Printed material used to be created by using movable type. Each letter and character of a typeface was on a separate piece of wood or metal. The letter or character was placed on the base material as a mirror image of what it would look like when it was printed. To visualize raised, reversed type, think of a rubber stamp. The separate, movable letters and characters were arranged in lines of type by a typesetter. The size of the type was measured by measuring the piece of wood or metal on which it was placed from top to bottom.
That measurement was expressed in points. Ten-point type was smaller than 24-point type, and so on. Even though we no longer use this kind of type, we still use the measurement to express the size of type. For example, most paperbacks today are printed in 10-point to 12-point type. A one-inch high headline in a newspaper would be set in 72-point type, approximately.
An agate is a type size of 5-1/2 points. This is very small type. People with very good eyesight can read it with the naked eye. The rest of us need glasses or a magnifying glass. This size type is often used for classified ads in print newspapers.
A pica is a measurement of 12 points. Picas are used to measure the width and length of a page of type. A page in a trade paperback, for example, measures somewhere in the vicinity of 22 picas wide by 37 picas high.

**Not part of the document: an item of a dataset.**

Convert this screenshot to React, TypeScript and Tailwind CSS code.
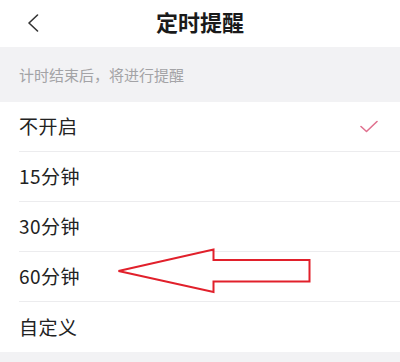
import React from "react";

const OPTIONS = ["不开启", "15分钟", "30分钟", "60分钟", "自定义"];

function Check() {
  return (
    <svg width="18" height="13" viewBox="0 0 18 13" fill="none">
      <path d="M1 6.5 L6.5 11.5 L17 1.5" stroke="#e0718f" strokeWidth="1.6" strokeLinecap="round" strokeLinejoin="round" />
    </svg>
  );
}

export default function App() {
  return (
    <div
      className="w-[400px] h-[362px] bg-[#f2f2f4] overflow-hidden relative"
      style={{ fontFamily: '"Noto Sans CJK SC", "Noto Sans", sans-serif' }}
    >
      {/* header */}
      <div className="h-[47px] bg-white relative flex items-center justify-center">
        <svg className="absolute left-[27px] top-[14px]" width="12" height="18" viewBox="0 0 12 18" fill="none">
          <path d="M10.5 1 L2 9 L10.5 17" stroke="#333" strokeWidth="1.6" strokeLinecap="round" strokeLinejoin="round" />
        </svg>
        <span className="text-[22px] font-bold text-[#1a1a1a] leading-none -mt-[6px]">定时提醒</span>
      </div>

      {/* hint */}
      <div className="h-[55px] flex items-center pl-[19px] pt-[2px]">
        <span className="text-[15px] text-[#a3a3a6]">计时结束后，将进行提醒</span>
      </div>

      {/* options */}
      <div className="bg-white pl-[19px]">
        {OPTIONS.map((label, i) => (
          <div
            key={label}
            className={
              "h-[50px] flex items-center justify-between pr-[22px] " +
              (i < OPTIONS.length - 1 ? "border-b border-[#ececee]" : "")
            }
          >
            <span className="text-[19px] text-[#222] tracking-[0.5px]">{label}</span>
            {i === 0 && <Check />}
          </div>
        ))}
      </div>

      {/* annotation arrow */}
      <svg className="absolute left-0 top-0 pointer-events-none" width="400" height="362" viewBox="0 0 400 362" fill="none">
        <polygon
          points="118.5,271 213.5,249.5 213.5,260 309.5,260 309.5,281.5 213.5,281.5 213.5,292"
          stroke="#e1202b"
          strokeWidth="2"
          strokeLinejoin="miter"
        />
      </svg>
    </div>
  );
}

Here's how these measurements relate to each other and to inches, the fourth scale on a printer's ruler. A pica is approximately 1/6 of an inch. There are about six picas in an inch. A point is 1/12 of a pica or approximately 1/72 of an inch. There are 12 points in a pica and 72 points in an inch. An agate is 5-1/2 points; there are approximately two agates in a pica and approximately 13 agates in an inch.
Read the point, agate and pica scales on a printer's ruler in the same way as you would read the inches scale, from left to right.